Шрифт:
Интервал:
Закладка:
Так в чем же причина? Их, наверное, несколько, но одну назову с убежденностью: это профессиональная честь. Она у большинства наших испытателей была на достаточно высоком уровне. О чести не принято было говорить, но она незримо присутствовала в нашем кругу. Она была традицией, воспринятой от старших товарищей, работавших еще в тридцатых-сороковых годах.
Нарушение кодекса, хотя и неписанного, всегда строго осуждалось. Вот случай середины пятидесятых годов. В это время испытывались средства жизнеобеспечения на случай разгерметизации кабины.
Первым таким средством был костюм-скафандр. Он был сделан по принципу водолазного. Когда падало давление в кабине, скафандр надувался, существенно мешая движению рук, а шлем поднимался на голове, ухудшая обзор кабины. Это был очень неудобный и ненадежный костюм, и скоро он был заменен другим, компенсационного принципа.
Скафандр испытывали в НИИ ВВС, и в конце испытаний был назначен облет несколькими летчиками, среди которых был недавний выпускник академии Жуковского капитан Н.
По заданию нужно было на высоте 12–13 километров разгерметизировать кабину, выполнить снижение и затем написать об ощущениях и впечатлениях. Н. выполнил полет и написал отзыв. Но инженеры по косвенным признакам установили, что кабина в полете не разгерметизировалась. Об этом в ЛИИ рассказал прилетевший из Чкаловской летчик. Тогда аэродром НИИ ВВС находился на несколько десятков километров севернее нашего, и контакты были ежедневными. Реакция наших товарищей была очень резкой. Это рассматривали как позор для нашей профессии, хотя случилось и не в нашем коллективе. Реакция в НИИ ВВС тоже была соответствующей, Н. был из института откомандирован.

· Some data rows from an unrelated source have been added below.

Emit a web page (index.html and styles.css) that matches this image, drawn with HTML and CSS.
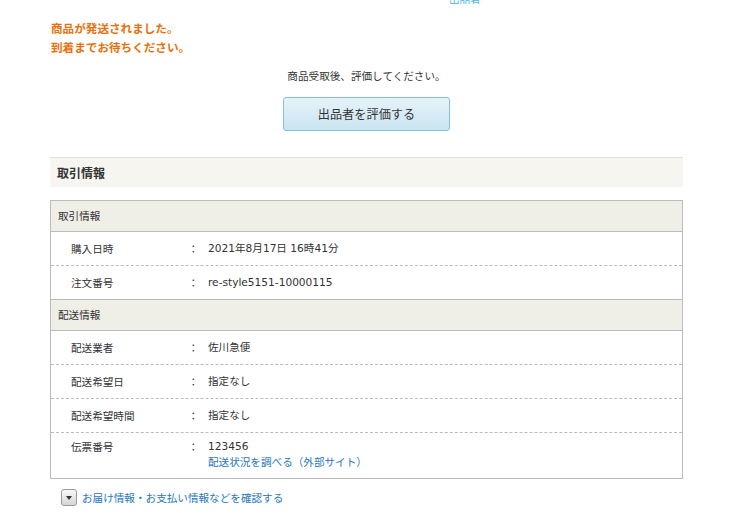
FILE: index.html
```html
<!DOCTYPE html>
<html lang="ja">
<head>
<meta charset="utf-8">
<link rel="stylesheet" href="styles.css">
</head>
<body>
<div class="page">
  <div class="topcut"><a class="toplink" href="#">出品者</a></div>
  <div class="notice">
    <p>商品が発送されました。</p>
    <p>到着までお待ちください。</p>
  </div>
  <p class="guide">商品受取後、評価してください。</p>
  <div class="btnwrap"><button class="btn">出品者を評価する</button></div>

  <h2 class="section-title">取引情報</h2>

  <div class="info">
    <div class="info-head">取引情報</div>
    <div class="row"><span class="lbl">購入日時</span><span class="colon">：</span><span class="val">2021年8月17日 16時41分</span></div>
    <div class="row dashed"><span class="lbl">注文番号</span><span class="colon">：</span><span class="val">re-style5151-10000115</span></div>
    <div class="info-head">配送情報</div>
    <div class="row"><span class="lbl">配送業者</span><span class="colon">：</span><span class="val">佐川急便</span></div>
    <div class="row dashed"><span class="lbl">配送希望日</span><span class="colon">：</span><span class="val">指定なし</span></div>
    <div class="row dashed"><span class="lbl">配送希望時間</span><span class="colon">：</span><span class="val">指定なし</span></div>
    <div class="row dashed tall"><span class="lbl">伝票番号</span><span class="colon">：</span><span class="val">123456<br><a href="#" class="link">配送状況を調べる（外部サイト）</a></span></div>
  </div>

  <div class="toggle">
    <span class="toggle-btn"><span class="tri"></span></span>
    <a href="#" class="link">お届け情報・お支払い情報などを確認する</a>
  </div>
</div>
</body>
</html>
```
FILE: styles.css
```css
html, body {
  margin: 0;
  padding: 0;
  background: #fff;
}
body {
  font-family: "Noto Sans CJK JP", "Liberation Sans", sans-serif;
  color: #333;
  font-size: 10.6px;
}
.page {
  width: 633px;
  margin-left: 50px;
}
.topcut {
  height: 4px;
  overflow: hidden;
  position: relative;
}
.toplink {
  position: absolute;
  left: 399px;
  bottom: -2px;
  line-height: 12px;
  font-size: 10.6px;
  color: #45b6e2;
  text-decoration: none;
}
.notice {
  padding-top: 15px;
  padding-left: 1px;
}
.notice p {
  margin: 0;
  font-size: 11.6px;
  font-weight: bold;
  line-height: 19px;
  color: #e8710c;
}
.guide {
  margin: 11px 0 0;
  text-align: center;
  font-size: 10.6px;
  line-height: 16px;
  color: #333;
}
.btnwrap {
  display: flex;
  justify-content: center;
  margin-top: 13px;
}
.btn {
  width: 167px;
  height: 34px;
  border: 1px solid #86c0d6;
  border-radius: 3px;
  background: linear-gradient(#e6f3f9, #c9e5f1);
  font-family: inherit;
  font-size: 12.2px;
  color: #333;
  padding: 0;
}
.section-title {
  margin: 26px 0 0;
  height: 29px;
  border-top: 1px solid #e2e2dc;
  background: #f6f5f0;
  font-size: 12px;
  font-weight: bold;
  line-height: 29px;
  padding-left: 7px;
  color: #333;
}
.info {
  margin-top: 13px;
  border: 1px solid #bbb;
}
.info-head {
  height: 30px;
  line-height: 30px;
  background: #efeee7;
  border-bottom: 1px solid #bbb;
  padding-left: 7px;
  font-size: 10.6px;
}
.row + .info-head { border-top: 1px solid #bbb; }
.row {
  display: flex;
  height: 33px;
  align-items: center;
  font-size: 10.6px;
}
.row.dashed {
  border-top: 1px dashed #bbb;
}
.lbl {
  width: 117px;
  padding-left: 20px;
}
.colon {
  width: 20px;
}
.val {
  font-family: "DejaVu Sans", "Noto Sans CJK JP", sans-serif;
  font-size: 10.6px;
  line-height: 15px;
}
.val .link {
  font-family: "Noto Sans CJK JP", sans-serif;
  font-size: 10.6px;
}
.row.tall {
  height: 46px;
  align-items: flex-start;
  padding-top: 6px;
  box-sizing: border-box;
}
.link {
  color: #2677bd;
  text-decoration: none;
}
.toggle {
  display: flex;
  align-items: center;
  gap: 5px;
  margin-top: 10px;
  padding-left: 11px;
  font-size: 10.6px;
}
.toggle-btn {
  width: 16px;
  height: 17px;
  border: 1px solid #9a9a9a;
  border-radius: 3px;
  background: linear-gradient(#f8f8f8, #d6d6d6);
  display: flex;
  align-items: center;
  justify-content: center;
  box-sizing: border-box;
}
.tri {
  width: 0;
  height: 0;
  border-left: 3px solid transparent;
  border-right: 3px solid transparent;
  border-top: 4px solid #333;
}
```
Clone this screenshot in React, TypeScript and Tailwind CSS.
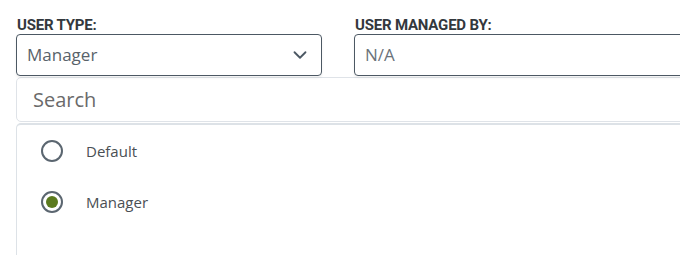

Чувство чести — чувство высокое. За него нужно дорого платить. Иногда и жизнью. Оно, случалось, толкало летчиков на самые рискованные решения. Таким решениям особенно способствовали ранее случившиеся неудачи.
Мой однокашник по школе летчиков-испытателей Аркадий Павлович Богородский катапультировался, покинув новую модификацию самолета МиГ-21. Сделал он это, выполняя команду начальника по радио: на самолете не выпускалась одна стойка шасси. Покидание для такого случая было предусмотрено инструкцией. Формально летчика не обвиняли.
Однако аварийная комиссия, разбираясь в схемах самолета день или два, нашла, что шасси выпустить было можно, что аналогичный случай на фирме уже был и окончился благополучно.
В таких ситуациях без официальных претензий на летчика приклеивают ярлычок: что он, летчик, летает в общем хорошо, но в сложных ситуациях действует не наилучшим образом.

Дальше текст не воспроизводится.